- **Data section**
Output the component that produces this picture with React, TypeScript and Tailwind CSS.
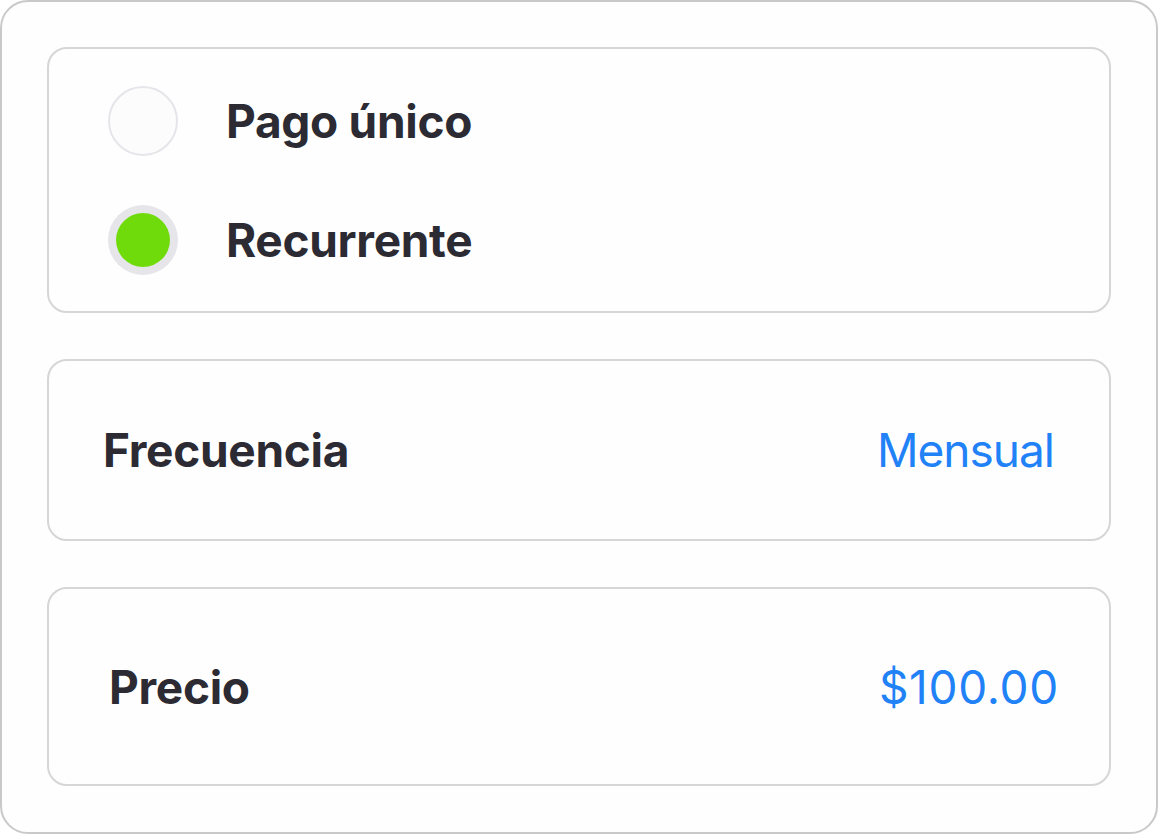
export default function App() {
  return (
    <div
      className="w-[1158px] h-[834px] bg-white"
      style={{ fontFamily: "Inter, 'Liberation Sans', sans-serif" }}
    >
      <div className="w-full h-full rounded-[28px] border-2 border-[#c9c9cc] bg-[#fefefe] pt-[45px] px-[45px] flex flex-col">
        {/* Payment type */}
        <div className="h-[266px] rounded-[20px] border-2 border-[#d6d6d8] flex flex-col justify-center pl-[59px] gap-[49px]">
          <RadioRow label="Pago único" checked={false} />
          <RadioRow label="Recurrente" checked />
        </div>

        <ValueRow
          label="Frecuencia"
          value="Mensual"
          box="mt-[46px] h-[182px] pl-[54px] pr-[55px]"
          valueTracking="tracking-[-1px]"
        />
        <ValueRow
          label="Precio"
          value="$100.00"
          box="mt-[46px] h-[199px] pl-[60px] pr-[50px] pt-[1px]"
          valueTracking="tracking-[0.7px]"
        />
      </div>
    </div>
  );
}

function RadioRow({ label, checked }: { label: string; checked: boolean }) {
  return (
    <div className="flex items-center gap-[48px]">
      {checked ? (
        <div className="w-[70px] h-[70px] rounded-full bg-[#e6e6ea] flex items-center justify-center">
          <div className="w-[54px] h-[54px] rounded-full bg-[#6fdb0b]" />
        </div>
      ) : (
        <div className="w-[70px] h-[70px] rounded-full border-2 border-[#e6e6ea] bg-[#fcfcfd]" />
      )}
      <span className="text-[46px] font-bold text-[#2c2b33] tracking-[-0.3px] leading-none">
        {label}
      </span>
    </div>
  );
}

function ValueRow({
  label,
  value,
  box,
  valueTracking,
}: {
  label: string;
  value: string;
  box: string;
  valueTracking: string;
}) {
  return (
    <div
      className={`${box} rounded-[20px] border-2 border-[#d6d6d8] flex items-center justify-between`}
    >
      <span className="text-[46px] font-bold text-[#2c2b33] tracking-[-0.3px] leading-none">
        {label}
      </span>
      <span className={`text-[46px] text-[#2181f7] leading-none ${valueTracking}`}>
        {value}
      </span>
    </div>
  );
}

- **What is required**
Transcribe all the lines above exactly, apart from the pictures.

- **Exercise output**
Output the component that produces this picture with React, TypeScript and Tailwind CSS.
export default function App() {
  return (
    <div
      className="w-[1158px] h-[834px] bg-white"
      style={{ fontFamily: "Inter, 'Liberation Sans', sans-serif" }}
    >
      <div className="w-full h-full rounded-[28px] border-2 border-[#c9c9cc] bg-[#fefefe] pt-[45px] px-[45px] flex flex-col">
        {/* Payment type */}
        <div className="h-[266px] rounded-[20px] border-2 border-[#d6d6d8] flex flex-col justify-center pl-[59px] gap-[49px]">
          <RadioRow label="Pago único" checked={false} />
          <RadioRow label="Recurrente" checked />
        </div>

        <ValueRow
          label="Frecuencia"
          value="Mensual"
          box="mt-[46px] h-[182px] pl-[54px] pr-[55px]"
          valueTracking="tracking-[-1px]"
        />
        <ValueRow
          label="Precio"
          value="$100.00"
          box="mt-[46px] h-[199px] pl-[60px] pr-[50px] pt-[1px]"
          valueTracking="tracking-[0.7px]"
        />
      </div>
    </div>
  );
}

function RadioRow({ label, checked }: { label: string; checked: boolean }) {
  return (
    <div className="flex items-center gap-[48px]">
      {checked ? (
        <div className="w-[70px] h-[70px] rounded-full bg-[#e6e6ea] flex items-center justify-center">
          <div className="w-[54px] h-[54px] rounded-full bg-[#6fdb0b]" />
        </div>
      ) : (
        <div className="w-[70px] h-[70px] rounded-full border-2 border-[#e6e6ea] bg-[#fcfcfd]" />
      )}
      <span className="text-[46px] font-bold text-[#2c2b33] tracking-[-0.3px] leading-none">
        {label}
      </span>
    </div>
  );
}

function ValueRow({
  label,
  value,
  box,
  valueTracking,
}: {
  label: string;
  value: string;
  box: string;
  valueTracking: string;
}) {
  return (
    <div
      className={`${box} rounded-[20px] border-2 border-[#d6d6d8] flex items-center justify-between`}
    >
      <span className="text-[46px] font-bold text-[#2c2b33] tracking-[-0.3px] leading-none">
        {label}
      </span>
      <span className={`text-[46px] text-[#2181f7] leading-none ${valueTracking}`}>
        {value}
      </span>
    </div>
  );
}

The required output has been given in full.